For the rough puff pastry
Note: For this rough puff I suggest using the book turn rather than the more commonly-used letter turn. I prefer it as you build more layers through the extra fold with no extra work; I still do the full number of turns with the pastry. The amount of layering, folding and turning means your rough puff pastry can rise almost as much as full-on puff, but it adds no additional work to the process.
I make a lot of pastry so the language above makes sense to me, but if the terminology is new to you, you can find a good illustration of the book turn here (under step six) and here. I would also recommend getting Michel Roux’s book Pastry; the methods and ratio below are based on his book, although he uses the letter turn.
- 150g plain flour (plus extra for dusting)
- 150g cold unsalted butter, cut into cubes
- 1-3 TBS ice-cold water
- Place the flour in a large bowl and make a well in the centre. Add the cubes to the flour gradually, tossing them to coat. Once all the butter has been added, work the butter into the flour using your fingertips or a pastry cutter until most of the butter is in small sand-like pieces, with some larger rubbly bits (about pea-sized).
- Gradually add the cold water, mixing it in each time until the dough comes together. You want to avoid it being too wet so mix it in after each addition and add the water carefully. Pat the dough into a disc, wrap it in clingfilm, and refrigerate for 20 minutes.
- After this time, dust the work surface lightly with flour. Roll the pastry into a 40x20cm rectangle. Fold one side of the pastry (on the short end) over to the middle of the rectangle, then do the same with the other side. Turn one folded side over the other, as if closing a book. Give the pastry a quarter turn (i.e. 90 degrees)
- Roll the pastry out into a 40×20 rectangle and repeat the book turn again. Carefully wrap the pastry again and refrigerate 30 minutes.
- Repeat the process of rolling out and folding two more times with the pastry, to give a total of four quarter turns. Wrap the pastry block in clingfilm and refrigerate at least 30 minutes before using (and it can be made up to three days in advance)
For the duxelles
- 25g unsalted butter
- pinch salt (you need to be careful here because commercially-prepared haggis can be very salty, but you also need the salt to draw out the moisture from the shallots to stop them from browning. Don’t season with the quantities you would use for unseasoned meat)
- 2-3 shallots, finely minced
- 200g chestnut mushrooms, finely minced
- a few sprigs of thyme, leaves picked
- 80ml brandy
- 2-3 TBS double cream, preferably at room temperature or warmed up slightly (if it’s fridge-cold the fats could separate out)
- Melt the butter in a smallish pan over medium-low heat. Add the finely minced shallots and a pinch of salt and cook for 2-3 minutes until they are softened.

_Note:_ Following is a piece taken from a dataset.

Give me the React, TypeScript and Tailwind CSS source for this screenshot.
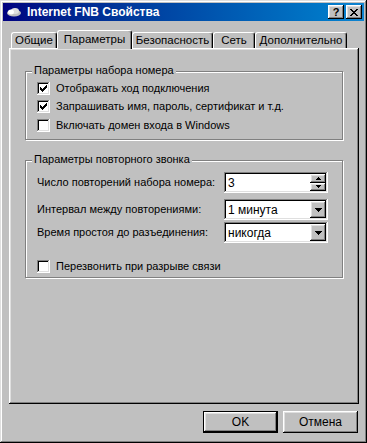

- Increase the heat slightly and throw in the mushroom pieces and thyme. Cook for about 10 minutes until the mushroom pieces have softened and have given off their liquid (this can sometimes be quite a lot).
- Add the brandy, stirring, and let it bubble away until completely reduced. Lower the heat down to as low as possible and stir through the double cream. It will likely bubble and reduce right down. Remove the mixture from the heat and let cool, then chill until needed.

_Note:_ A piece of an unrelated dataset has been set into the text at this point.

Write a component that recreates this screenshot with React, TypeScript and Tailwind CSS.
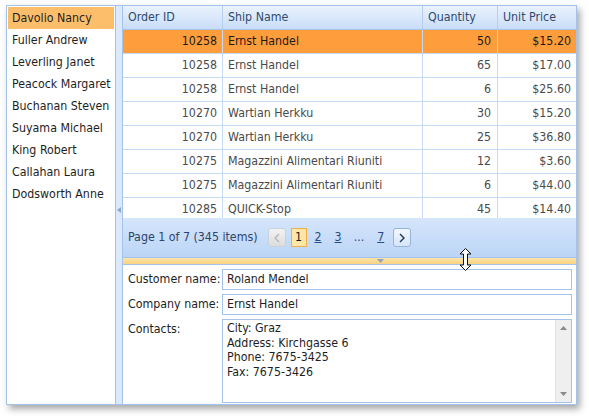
import React from 'react';

const employees = [
  'Davolio Nancy',
  'Fuller Andrew',
  'Leverling Janet',
  'Peacock Margaret',
  'Buchanan Steven',
  'Suyama Michael',
  'King Robert',
  'Callahan Laura',
  'Dodsworth Anne',
];

const orders = [
  ['10258', 'Ernst Handel', '50', '$15.20'],
  ['10258', 'Ernst Handel', '65', '$17.00'],
  ['10258', 'Ernst Handel', '6', '$25.60'],
  ['10270', 'Wartian Herkku', '30', '$15.20'],
  ['10270', 'Wartian Herkku', '25', '$36.80'],
  ['10275', 'Magazzini Alimentari Riuniti', '12', '$3.60'],
  ['10275', 'Magazzini Alimentari Riuniti', '6', '$44.00'],
  ['10285', 'QUICK-Stop', '45', '$14.40'],
];

const cols = 'grid grid-cols-[100px_200px_75px_1fr]';

export default function App() {
  return (
    <div className="relative w-[589px] h-[419px] bg-white pl-[6px] pt-[5px] font-['DejaVu_Sans_Condensed','Liberation_Sans',sans-serif] text-[12.3px]">
      {/* Frame */}
      <div className="flex w-[571px] h-[400px] border border-[#a4c3eb] bg-white shadow-[3px_4px_7px_rgba(0,0,0,0.35)]">
        {/* Employees list */}
        <div className="w-[108px] p-px shrink-0">
          {employees.map((name, i) => (
            <div
              key={name}
              className={`h-[22px] flex items-center pl-[4px] pt-px text-[#1e1e1e] ${i === 0 ? 'bg-[#fdbe6b]' : ''}`}
            >
              {name}
            </div>
          ))}
        </div>

        {/* Vertical splitter */}
        <div className="w-[8px] shrink-0 border-x border-[#a4c3eb] bg-[#dce9fc] flex items-center justify-center pt-[10px]">
          <svg width="4" height="6" viewBox="0 0 4 6">
            <path d="M4 0 L0 3 L4 6 Z" fill="#8ea6c6" />
          </svg>
        </div>

        {/* Right side */}
        <div className="flex-1 flex flex-col min-w-0">
          {/* Grid header */}
          <div className={`${cols} h-[24px] border-b border-[#a4c3eb] bg-gradient-to-b from-[#eaf2fd] via-[#dae8fb] to-[#c9dcf6] text-[#2e4a70]`}>
            {['Order ID', 'Ship Name', 'Quantity', 'Unit Price'].map((h) => (
              <div key={h} className="flex items-center pl-[5px] border-r border-[#b7cfee] last:border-r-0">
                {h}
              </div>
            ))}
          </div>

          {/* Grid rows */}
          <div className="h-[188px] overflow-hidden">
            {orders.map((r, i) => (
              <div
                key={i}
                className={`${cols} h-[24px] border-b border-[#c6daf5] ${i === 0 ? 'bg-[#fe9d3c] text-[#1a1a1a]' : 'text-[#4a4a4a]'}`}
              >
                <div className="flex items-center justify-end pr-[5px] border-r border-[#c6daf5]">{r[0]}</div>
                <div className="flex items-center pl-[5px] border-r border-[#c6daf5]">{r[1]}</div>
                <div className="flex items-center justify-end pr-[6px] border-r border-[#c6daf5]">{r[2]}</div>
                <div className="flex items-center justify-end pr-[5px]">{r[3]}</div>
              </div>
            ))}
          </div>

          {/* Pager */}
          <div className="h-[39px] shrink-0 flex items-center pl-[5px] bg-gradient-to-b from-[#d6e6fb] via-[#c8ddf9] to-[#bcd5f6] text-[#2e4468]">
            <span>Page 1 of 7 (345 items)</span>
            <div className="ml-[10px] w-[18px] h-[19px] rounded-[3px] border border-[#c9d2dc] bg-gradient-to-b from-[#f3f3f3] to-[#dcdcdc] flex items-center justify-center">
              <svg width="6" height="10" viewBox="0 0 6 10">
                <path d="M5 1 L1 5 L5 9" stroke="#b4b4b4" strokeWidth="1.3" fill="none" />
              </svg>
            </div>
            <div className="ml-[5px] w-[16px] h-[19px] border border-[#f2b04a] bg-[#fde6a6] flex items-center justify-center text-[#1a1a1a]">
              1
            </div>
            <span className="ml-[8px] underline text-[#2b4a80]">2</span>
            <span className="ml-[13px] underline text-[#2b4a80]">3</span>
            <span className="ml-[12px] text-[#2b4a80]">...</span>
            <span className="ml-[13px] underline text-[#2b4a80]">7</span>
            <div className="ml-[9px] w-[18px] h-[19px] rounded-[3px] border border-[#98b4d8] bg-gradient-to-b from-[#f2f7fe] to-[#d6e5f9] flex items-center justify-center">
              <svg width="6" height="10" viewBox="0 0 6 10">
                <path d="M1 1 L5 5 L1 9" stroke="#1f3556" strokeWidth="1.4" fill="none" />
              </svg>
            </div>
          </div>

          {/* Horizontal splitter */}
          <div className="h-[7px] shrink-0 border-t border-[#a4c3eb] bg-gradient-to-b from-[#fde4a9] to-[#fbd27f] flex justify-center pl-[62px]">
            <svg width="7" height="5" viewBox="0 0 7 5" className="mt-[1px]">
              <path d="M0 0 L7 0 L3.5 4 Z" fill="#8fa3bc" />
            </svg>
          </div>

          {/* Detail form */}
          <div className="flex-1 border-t border-[#a4c3eb] pt-[4px] pl-[5px] pr-[4px] flex flex-col gap-[4px] text-[#1e1e1e]">
            <div className="flex items-center">
              <span className="w-[94px] shrink-0">Customer name:</span>
              <div className="flex-1 h-[21px] border border-[#a4c3eb] flex items-center pl-[4px]">Roland Mendel</div>
            </div>
            <div className="flex items-center">
              <span className="w-[94px] shrink-0">Company name:</span>
              <div className="flex-1 h-[21px] border border-[#a4c3eb] flex items-center pl-[4px]">Ernst Handel</div>
            </div>
            <div className="flex items-start">
              <span className="w-[94px] shrink-0 pt-[1px]">Contacts:</span>
              <div className="flex-1 h-[84px] border border-[#a4c3eb] flex">
                <div className="flex-1 pl-[4px] pt-[1px] leading-[14.5px]">
                  <div>City: Graz</div>
                  <div>Address: Kirchgasse 6</div>
                  <div>Phone: 7675-3425</div>
                  <div>Fax: 7675-3426</div>
                </div>
                <div className="w-[16px] bg-[#efefef] border-l border-[#e4e4e4] flex flex-col items-center justify-between py-[6px]">
                  <svg width="7" height="4" viewBox="0 0 7 4">
                    <path d="M3.5 0 L7 4 L0 4 Z" fill="#8a8a8a" />
                  </svg>
                  <svg width="7" height="4" viewBox="0 0 7 4">
                    <path d="M0 0 L7 0 L3.5 4 Z" fill="#8a8a8a" />
                  </svg>
                </div>
              </div>
            </div>
          </div>
        </div>
      </div>

      {/* Resize cursor over the splitter */}
      <svg className="absolute left-[459px] top-[248px]" width="13" height="23" viewBox="0 0 13 23">
        <path
          d="M6.5 0.5 L12 6 L8.5 6 L8.5 17 L12 17 L6.5 22.5 L1 17 L4.5 17 L4.5 6 L1 6 Z"
          fill="#ffffff"
          stroke="#111111"
          strokeWidth="1"
          strokeLinejoin="miter"
        />
      </svg>
    </div>
  );
}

- Note: if the mixture has split and the fat has separated out, just drain the bulk of it off and stir the remainder back into the mixture before using.

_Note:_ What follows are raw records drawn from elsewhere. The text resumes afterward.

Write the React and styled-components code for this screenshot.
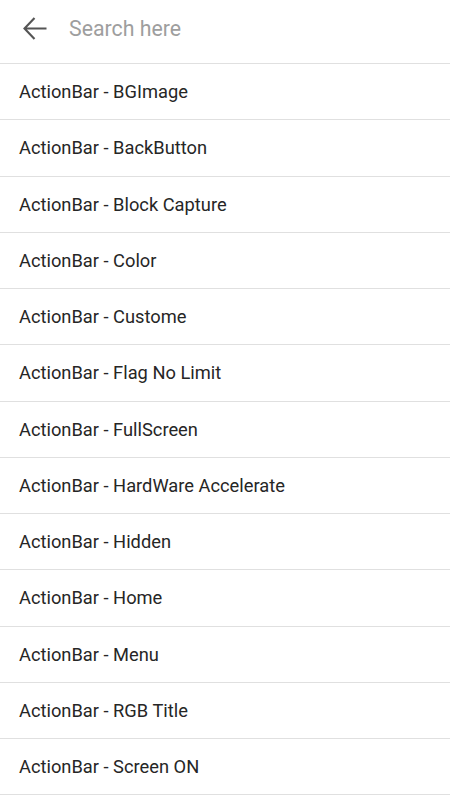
import React from 'react';
import styled, { createGlobalStyle } from 'styled-components';

const Global = createGlobalStyle`
    body {
        margin: 0;
        background: #fff;
        font-family: Roboto, "Noto Sans", sans-serif;
    }
`
const Container = styled.div `
    width: 450px;
    height: 800px;
    overflow: hidden;
    background: #fff;
`
const Header = styled.div `
    height: 64px;
    box-sizing: border-box;
    display: flex;
    align-items: center;
    border-bottom: 1px solid #e0e0e0;
`
const BackButton = styled.button `
    width: 69px;
    height: 56px;
    padding: 0 0 0 23px;
    border: none;
    background: none;
    display: flex;
    align-items: center;
    cursor: pointer;
    margin-top: -7px;
`
const SearchInput = styled.input `
    flex: 1;
    border: none;
    outline: none;
    padding: 0;
    font-family: Roboto, sans-serif;
    font-size: 21.3px;
    color: #212121;
    background: transparent;
    margin-top: -6px;
    &::placeholder {
        color: #9e9e9e;
    }
`
const List = styled.ul `
    list-style: none;
    margin: 0;
    padding: 0;
`
const Row = styled.li `
    height: 56.25px;
    box-sizing: border-box;
    display: flex;
    align-items: center;
    padding-left: 19px;
    border-bottom: 1px solid #e0e0e0;
    font-size: 18.3px;
    color: #262626;
`

const items = [
    'BGImage',
    'BackButton',
    'Block Capture',
    'Color',
    'Custome',
    'Flag No Limit',
    'FullScreen',
    'HardWare Accelerate',
    'Hidden',
    'Home',
    'Menu',
    'RGB Title',
    'Screen ON',
]

const App = () => {
    return (
        <Container>
            <Global />
            <Header>
                <BackButton>
                    <svg width="24" height="23" viewBox="0 0 24 23">
                        <path d="M23.5 11.5H2M11.5 1L1.5 11.5L11.5 22" fill="none" stroke="#555" strokeWidth="2.1" />
                    </svg>
                </BackButton>
                <SearchInput placeholder="Search here" />
            </Header>
            <List>
                {items.map(name => (
                    <Row key={name}>ActionBar - {name}</Row>
                ))}
            </List>
        </Container>
    )
}

export default App
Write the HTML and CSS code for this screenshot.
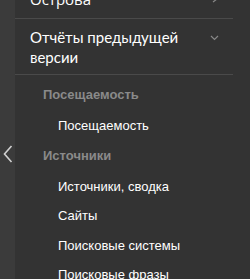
FILE: index.html
```html
<!DOCTYPE html>
<html lang="ru">
<head>
    <meta charset="UTF-8">
    <title>Меню</title>
    <link rel="stylesheet" href="styles.css">
</head>
<body>
    <div class="shell">
        <div class="back">
            <svg width="10" height="18" viewBox="0 0 10 18"><path d="M8.5 1 L1.5 9 L8.5 17" fill="none" stroke="#d0d0d0" stroke-width="1.6"/></svg>
        </div>
        <nav class="menu">
            <div class="item item-top">
                <span>Острова</span>
                <svg class="arrow" width="8" height="8" viewBox="0 0 8 8"><path d="M2 1 L6 4 L2 7" fill="none" stroke="#888" stroke-width="1.2"/></svg>
            </div>
            <div class="item item-open">
                <span>Отчёты предыдущей версии</span>
                <svg class="arrow down" width="9" height="6" viewBox="0 0 9 6"><path d="M1 1 L4.5 4.5 L8 1" fill="none" stroke="#888" stroke-width="1.2"/></svg>
            </div>
            <div class="group">
                <div class="group-title">Посещаемость</div>
                <a class="link" href="#">Посещаемость</a>
                <div class="group-title">Источники</div>
                <a class="link" href="#">Источники, сводка</a>
                <a class="link" href="#">Сайты</a>
                <a class="link" href="#">Поисковые системы</a>
                <a class="link" href="#">Поисковые фразы</a>
            </div>
        </nav>
    </div>
</body>
</html>
```
FILE: styles.css
```css
body {
    margin: 0;
    background-color: #333333;
    font-family: "Open Sans", "Liberation Sans", sans-serif;
    overflow: hidden;
}

.shell {
    display: flex;
    height: 279px;
}

.back {
    width: 15px;
    flex-shrink: 0;
    background-color: #3b3b3b;
    display: flex;
    align-items: center;
    justify-content: center;
    padding-top: 29px;
    box-sizing: border-box;
}

.menu {
    width: 218px;
    background-color: #333333;
}

.item {
    display: flex;
    justify-content: space-between;
    align-items: flex-start;
    padding: 0 14px 0 15px;
    color: #ffffff;
    font-size: 15px;
    line-height: 20px;
    border-bottom: 1px solid #4a4a4a;
}

.item-top {
    margin-top: -11px;
    height: 29px;
}

.item-top .arrow {
    margin-top: 6px;
}

.item-open {
    padding-top: 8px;
    padding-bottom: 7px;
    font-family: "Lato", "Open Sans", sans-serif;
}

.item-open span {
    width: 160px;
}

.arrow.down {
    margin-top: 8px;
}

.group {
    padding-top: 11px;
    font-family: "Liberation Sans", Arial, sans-serif;
    font-size: 13px;
}

.group-title {
    color: #8a8a8a;
    font-weight: bold;
    padding-left: 28px;
    height: 31px;
    line-height: 18px;
}

.link {
    display: block;
    color: #ffffff;
    text-decoration: none;
    padding-left: 43px;
    height: 29.5px;
    line-height: 18px;
}
```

- One batch rough puff pastry (as above) or a 320-350g ready-made puff pastry sheet
- One batch duxelles (as above)
- 500g haggis (you could also use vegetarian haggis)
- 1 egg yolk, lightly beaten (for glazing and sealing)
- Using a sharp knife, slice off the tapered ends of the haggis (as thin as possible) so it is of uniform diameter throughout.
- Roll out the rough puff pastry to a rectangle of about 30x20cm (it only needs to be quite rough) and place the haggis on it, slightly off-centre on the long side. Pat the cool duxelles mixture onto the top of the haggis, pressing it in firmly. Once cold the mixture is actually surprisingly pliable and almost clay-like, so this is rather fun.
- Carefully lift one side of the pastry (if you’ve positioned the haggis slightly off-centre, as above, use the longer end) and drape it round over the haggis, making sure it’s as tight as could be around the mushroom-covered haggis.
- Brush over a little of the beaten egg yolk on the rim of the pastry and press the pastry edges together to seal where they meet. Trim off the excess with a small sharp knife. If you like, take the pastry scraps and cut out little shapes with them using a biscuit cutter, and decorate the top and sides of the wellington with them, using a little of the beaten egg yolk so that they adhere.
- Wrap the wellington in clingfilm and chill for 30 minutes. Meanwhile, preheat the oven to 200C.
- Once chilled, remove the wellington from the fridge and unwrap. Place it on a baking tray and brush the wellington all over with the remaining beaten egg yolk. Using a sharp knife, cut a few slashes in the top – you can do one large one or several smaller ones, decoratively or not, as you choose.
- Bake for 25-35 minutes, until the pastry is crisp and golden.